BEGIN Given data

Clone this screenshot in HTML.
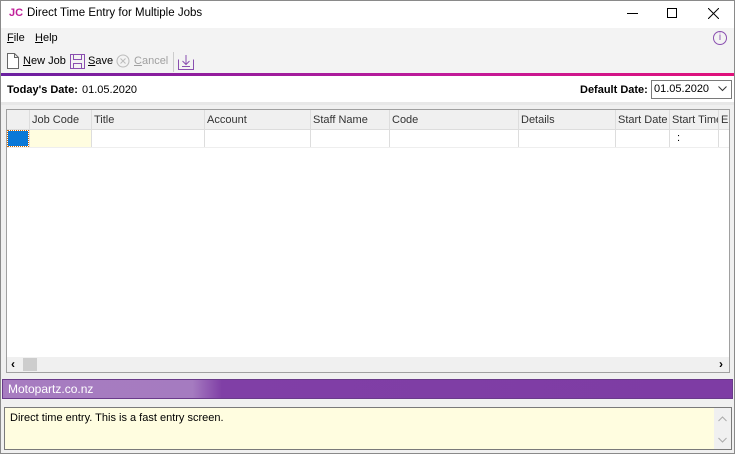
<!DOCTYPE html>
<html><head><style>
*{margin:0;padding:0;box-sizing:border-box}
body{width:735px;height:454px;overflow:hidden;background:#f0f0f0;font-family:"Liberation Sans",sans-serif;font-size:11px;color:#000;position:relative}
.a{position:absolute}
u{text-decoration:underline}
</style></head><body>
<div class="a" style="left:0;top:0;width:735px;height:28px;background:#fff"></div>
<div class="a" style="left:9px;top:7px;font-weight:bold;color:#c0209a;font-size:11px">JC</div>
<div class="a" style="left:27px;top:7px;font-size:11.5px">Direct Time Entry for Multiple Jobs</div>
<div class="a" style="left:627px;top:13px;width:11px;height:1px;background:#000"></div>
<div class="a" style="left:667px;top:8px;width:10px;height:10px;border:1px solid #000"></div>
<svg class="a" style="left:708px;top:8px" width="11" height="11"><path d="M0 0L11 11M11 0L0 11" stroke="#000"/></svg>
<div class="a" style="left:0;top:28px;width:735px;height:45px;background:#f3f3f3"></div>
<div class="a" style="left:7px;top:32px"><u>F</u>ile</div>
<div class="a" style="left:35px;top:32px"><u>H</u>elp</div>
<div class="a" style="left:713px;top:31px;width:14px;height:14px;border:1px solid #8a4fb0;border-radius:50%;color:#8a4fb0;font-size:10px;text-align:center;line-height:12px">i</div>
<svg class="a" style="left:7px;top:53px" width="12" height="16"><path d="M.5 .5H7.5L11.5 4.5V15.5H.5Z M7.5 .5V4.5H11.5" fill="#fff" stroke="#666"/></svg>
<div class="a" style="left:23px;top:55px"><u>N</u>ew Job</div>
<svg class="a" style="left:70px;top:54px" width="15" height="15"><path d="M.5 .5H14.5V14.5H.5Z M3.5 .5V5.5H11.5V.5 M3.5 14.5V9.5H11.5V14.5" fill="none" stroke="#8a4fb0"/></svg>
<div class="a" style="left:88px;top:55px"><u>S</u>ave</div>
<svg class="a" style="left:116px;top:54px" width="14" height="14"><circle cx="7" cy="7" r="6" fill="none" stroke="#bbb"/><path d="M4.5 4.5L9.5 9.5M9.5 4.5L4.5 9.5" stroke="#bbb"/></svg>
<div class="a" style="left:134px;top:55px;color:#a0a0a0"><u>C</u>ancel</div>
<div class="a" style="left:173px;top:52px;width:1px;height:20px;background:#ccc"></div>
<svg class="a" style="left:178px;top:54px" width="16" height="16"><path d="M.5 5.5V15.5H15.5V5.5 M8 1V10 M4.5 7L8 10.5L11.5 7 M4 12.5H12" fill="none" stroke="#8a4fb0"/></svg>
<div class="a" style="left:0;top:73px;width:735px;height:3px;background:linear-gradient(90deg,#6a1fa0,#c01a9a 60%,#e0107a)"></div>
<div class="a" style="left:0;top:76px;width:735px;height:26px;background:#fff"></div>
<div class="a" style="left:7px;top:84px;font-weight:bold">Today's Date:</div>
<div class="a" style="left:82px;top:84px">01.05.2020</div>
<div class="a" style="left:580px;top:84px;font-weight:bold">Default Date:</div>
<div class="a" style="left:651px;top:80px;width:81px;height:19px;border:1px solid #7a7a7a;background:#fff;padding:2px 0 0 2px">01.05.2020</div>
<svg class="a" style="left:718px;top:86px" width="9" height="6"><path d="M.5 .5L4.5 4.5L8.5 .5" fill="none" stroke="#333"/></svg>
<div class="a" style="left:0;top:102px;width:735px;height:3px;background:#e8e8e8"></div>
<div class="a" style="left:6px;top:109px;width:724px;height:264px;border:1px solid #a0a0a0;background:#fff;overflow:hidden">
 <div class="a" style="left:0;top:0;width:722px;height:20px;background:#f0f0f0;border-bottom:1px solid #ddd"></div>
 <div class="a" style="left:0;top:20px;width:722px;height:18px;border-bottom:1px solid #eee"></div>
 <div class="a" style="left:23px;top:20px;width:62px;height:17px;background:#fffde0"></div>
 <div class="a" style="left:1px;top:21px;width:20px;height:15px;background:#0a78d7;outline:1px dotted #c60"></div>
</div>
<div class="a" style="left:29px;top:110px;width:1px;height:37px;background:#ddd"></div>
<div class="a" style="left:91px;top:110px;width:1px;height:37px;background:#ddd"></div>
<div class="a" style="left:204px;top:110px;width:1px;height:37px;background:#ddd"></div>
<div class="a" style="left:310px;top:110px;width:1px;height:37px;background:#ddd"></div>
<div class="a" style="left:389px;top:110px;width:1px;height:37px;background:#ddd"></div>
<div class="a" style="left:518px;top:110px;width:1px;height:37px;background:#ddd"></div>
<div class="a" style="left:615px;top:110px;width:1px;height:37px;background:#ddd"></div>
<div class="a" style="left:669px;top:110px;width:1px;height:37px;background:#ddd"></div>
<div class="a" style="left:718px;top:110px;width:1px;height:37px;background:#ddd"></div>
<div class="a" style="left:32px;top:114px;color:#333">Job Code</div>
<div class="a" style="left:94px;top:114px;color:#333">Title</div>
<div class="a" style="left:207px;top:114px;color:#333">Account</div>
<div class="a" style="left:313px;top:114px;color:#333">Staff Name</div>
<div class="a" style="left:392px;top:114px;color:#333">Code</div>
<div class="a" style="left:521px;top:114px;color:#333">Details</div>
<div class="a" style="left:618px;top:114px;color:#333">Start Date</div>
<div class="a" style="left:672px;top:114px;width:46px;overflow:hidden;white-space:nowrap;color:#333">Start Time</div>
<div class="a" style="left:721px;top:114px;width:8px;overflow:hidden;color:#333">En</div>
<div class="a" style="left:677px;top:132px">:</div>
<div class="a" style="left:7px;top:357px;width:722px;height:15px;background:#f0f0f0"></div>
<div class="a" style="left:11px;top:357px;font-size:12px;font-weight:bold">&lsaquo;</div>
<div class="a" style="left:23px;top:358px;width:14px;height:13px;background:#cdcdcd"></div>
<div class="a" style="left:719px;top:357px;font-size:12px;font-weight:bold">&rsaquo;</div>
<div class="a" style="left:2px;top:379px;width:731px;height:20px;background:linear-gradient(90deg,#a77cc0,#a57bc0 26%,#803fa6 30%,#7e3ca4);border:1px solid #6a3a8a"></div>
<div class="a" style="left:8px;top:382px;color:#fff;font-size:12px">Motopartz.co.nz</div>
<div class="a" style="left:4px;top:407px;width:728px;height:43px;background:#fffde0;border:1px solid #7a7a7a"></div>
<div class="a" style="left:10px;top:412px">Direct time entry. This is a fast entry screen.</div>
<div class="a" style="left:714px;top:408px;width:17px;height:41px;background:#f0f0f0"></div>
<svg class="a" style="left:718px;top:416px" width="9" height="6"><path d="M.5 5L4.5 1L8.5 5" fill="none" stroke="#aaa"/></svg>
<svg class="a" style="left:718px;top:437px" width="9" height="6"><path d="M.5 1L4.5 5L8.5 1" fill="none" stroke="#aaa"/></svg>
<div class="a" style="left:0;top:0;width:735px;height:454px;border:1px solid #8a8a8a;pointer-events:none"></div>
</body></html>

END Given data

Skip the pictures, then retype every line above exactly.

§ Solved exercise
Clone this screenshot in HTML.
<!DOCTYPE html>
<html><head><style>
*{margin:0;padding:0;box-sizing:border-box}
body{width:735px;height:454px;overflow:hidden;background:#f0f0f0;font-family:"Liberation Sans",sans-serif;font-size:11px;color:#000;position:relative}
.a{position:absolute}
u{text-decoration:underline}
</style></head><body>
<div class="a" style="left:0;top:0;width:735px;height:28px;background:#fff"></div>
<div class="a" style="left:9px;top:7px;font-weight:bold;color:#c0209a;font-size:11px">JC</div>
<div class="a" style="left:27px;top:7px;font-size:11.5px">Direct Time Entry for Multiple Jobs</div>
<div class="a" style="left:627px;top:13px;width:11px;height:1px;background:#000"></div>
<div class="a" style="left:667px;top:8px;width:10px;height:10px;border:1px solid #000"></div>
<svg class="a" style="left:708px;top:8px" width="11" height="11"><path d="M0 0L11 11M11 0L0 11" stroke="#000"/></svg>
<div class="a" style="left:0;top:28px;width:735px;height:45px;background:#f3f3f3"></div>
<div class="a" style="left:7px;top:32px"><u>F</u>ile</div>
<div class="a" style="left:35px;top:32px"><u>H</u>elp</div>
<div class="a" style="left:713px;top:31px;width:14px;height:14px;border:1px solid #8a4fb0;border-radius:50%;color:#8a4fb0;font-size:10px;text-align:center;line-height:12px">i</div>
<svg class="a" style="left:7px;top:53px" width="12" height="16"><path d="M.5 .5H7.5L11.5 4.5V15.5H.5Z M7.5 .5V4.5H11.5" fill="#fff" stroke="#666"/></svg>
<div class="a" style="left:23px;top:55px"><u>N</u>ew Job</div>
<svg class="a" style="left:70px;top:54px" width="15" height="15"><path d="M.5 .5H14.5V14.5H.5Z M3.5 .5V5.5H11.5V.5 M3.5 14.5V9.5H11.5V14.5" fill="none" stroke="#8a4fb0"/></svg>
<div class="a" style="left:88px;top:55px"><u>S</u>ave</div>
<svg class="a" style="left:116px;top:54px" width="14" height="14"><circle cx="7" cy="7" r="6" fill="none" stroke="#bbb"/><path d="M4.5 4.5L9.5 9.5M9.5 4.5L4.5 9.5" stroke="#bbb"/></svg>
<div class="a" style="left:134px;top:55px;color:#a0a0a0"><u>C</u>ancel</div>
<div class="a" style="left:173px;top:52px;width:1px;height:20px;background:#ccc"></div>
<svg class="a" style="left:178px;top:54px" width="16" height="16"><path d="M.5 5.5V15.5H15.5V5.5 M8 1V10 M4.5 7L8 10.5L11.5 7 M4 12.5H12" fill="none" stroke="#8a4fb0"/></svg>
<div class="a" style="left:0;top:73px;width:735px;height:3px;background:linear-gradient(90deg,#6a1fa0,#c01a9a 60%,#e0107a)"></div>
<div class="a" style="left:0;top:76px;width:735px;height:26px;background:#fff"></div>
<div class="a" style="left:7px;top:84px;font-weight:bold">Today's Date:</div>
<div class="a" style="left:82px;top:84px">01.05.2020</div>
<div class="a" style="left:580px;top:84px;font-weight:bold">Default Date:</div>
<div class="a" style="left:651px;top:80px;width:81px;height:19px;border:1px solid #7a7a7a;background:#fff;padding:2px 0 0 2px">01.05.2020</div>
<svg class="a" style="left:718px;top:86px" width="9" height="6"><path d="M.5 .5L4.5 4.5L8.5 .5" fill="none" stroke="#333"/></svg>
<div class="a" style="left:0;top:102px;width:735px;height:3px;background:#e8e8e8"></div>
<div class="a" style="left:6px;top:109px;width:724px;height:264px;border:1px solid #a0a0a0;background:#fff;overflow:hidden">
 <div class="a" style="left:0;top:0;width:722px;height:20px;background:#f0f0f0;border-bottom:1px solid #ddd"></div>
 <div class="a" style="left:0;top:20px;width:722px;height:18px;border-bottom:1px solid #eee"></div>
 <div class="a" style="left:23px;top:20px;width:62px;height:17px;background:#fffde0"></div>
 <div class="a" style="left:1px;top:21px;width:20px;height:15px;background:#0a78d7;outline:1px dotted #c60"></div>
</div>
<div class="a" style="left:29px;top:110px;width:1px;height:37px;background:#ddd"></div>
<div class="a" style="left:91px;top:110px;width:1px;height:37px;background:#ddd"></div>
<div class="a" style="left:204px;top:110px;width:1px;height:37px;background:#ddd"></div>
<div class="a" style="left:310px;top:110px;width:1px;height:37px;background:#ddd"></div>
<div class="a" style="left:389px;top:110px;width:1px;height:37px;background:#ddd"></div>
<div class="a" style="left:518px;top:110px;width:1px;height:37px;background:#ddd"></div>
<div class="a" style="left:615px;top:110px;width:1px;height:37px;background:#ddd"></div>
<div class="a" style="left:669px;top:110px;width:1px;height:37px;background:#ddd"></div>
<div class="a" style="left:718px;top:110px;width:1px;height:37px;background:#ddd"></div>
<div class="a" style="left:32px;top:114px;color:#333">Job Code</div>
<div class="a" style="left:94px;top:114px;color:#333">Title</div>
<div class="a" style="left:207px;top:114px;color:#333">Account</div>
<div class="a" style="left:313px;top:114px;color:#333">Staff Name</div>
<div class="a" style="left:392px;top:114px;color:#333">Code</div>
<div class="a" style="left:521px;top:114px;color:#333">Details</div>
<div class="a" style="left:618px;top:114px;color:#333">Start Date</div>
<div class="a" style="left:672px;top:114px;width:46px;overflow:hidden;white-space:nowrap;color:#333">Start Time</div>
<div class="a" style="left:721px;top:114px;width:8px;overflow:hidden;color:#333">En</div>
<div class="a" style="left:677px;top:132px">:</div>
<div class="a" style="left:7px;top:357px;width:722px;height:15px;background:#f0f0f0"></div>
<div class="a" style="left:11px;top:357px;font-size:12px;font-weight:bold">&lsaquo;</div>
<div class="a" style="left:23px;top:358px;width:14px;height:13px;background:#cdcdcd"></div>
<div class="a" style="left:719px;top:357px;font-size:12px;font-weight:bold">&rsaquo;</div>
<div class="a" style="left:2px;top:379px;width:731px;height:20px;background:linear-gradient(90deg,#a77cc0,#a57bc0 26%,#803fa6 30%,#7e3ca4);border:1px solid #6a3a8a"></div>
<div class="a" style="left:8px;top:382px;color:#fff;font-size:12px">Motopartz.co.nz</div>
<div class="a" style="left:4px;top:407px;width:728px;height:43px;background:#fffde0;border:1px solid #7a7a7a"></div>
<div class="a" style="left:10px;top:412px">Direct time entry. This is a fast entry screen.</div>
<div class="a" style="left:714px;top:408px;width:17px;height:41px;background:#f0f0f0"></div>
<svg class="a" style="left:718px;top:416px" width="9" height="6"><path d="M.5 5L4.5 1L8.5 5" fill="none" stroke="#aaa"/></svg>
<svg class="a" style="left:718px;top:437px" width="9" height="6"><path d="M.5 1L4.5 5L8.5 1" fill="none" stroke="#aaa"/></svg>
<div class="a" style="left:0;top:0;width:735px;height:454px;border:1px solid #8a8a8a;pointer-events:none"></div>
</body></html>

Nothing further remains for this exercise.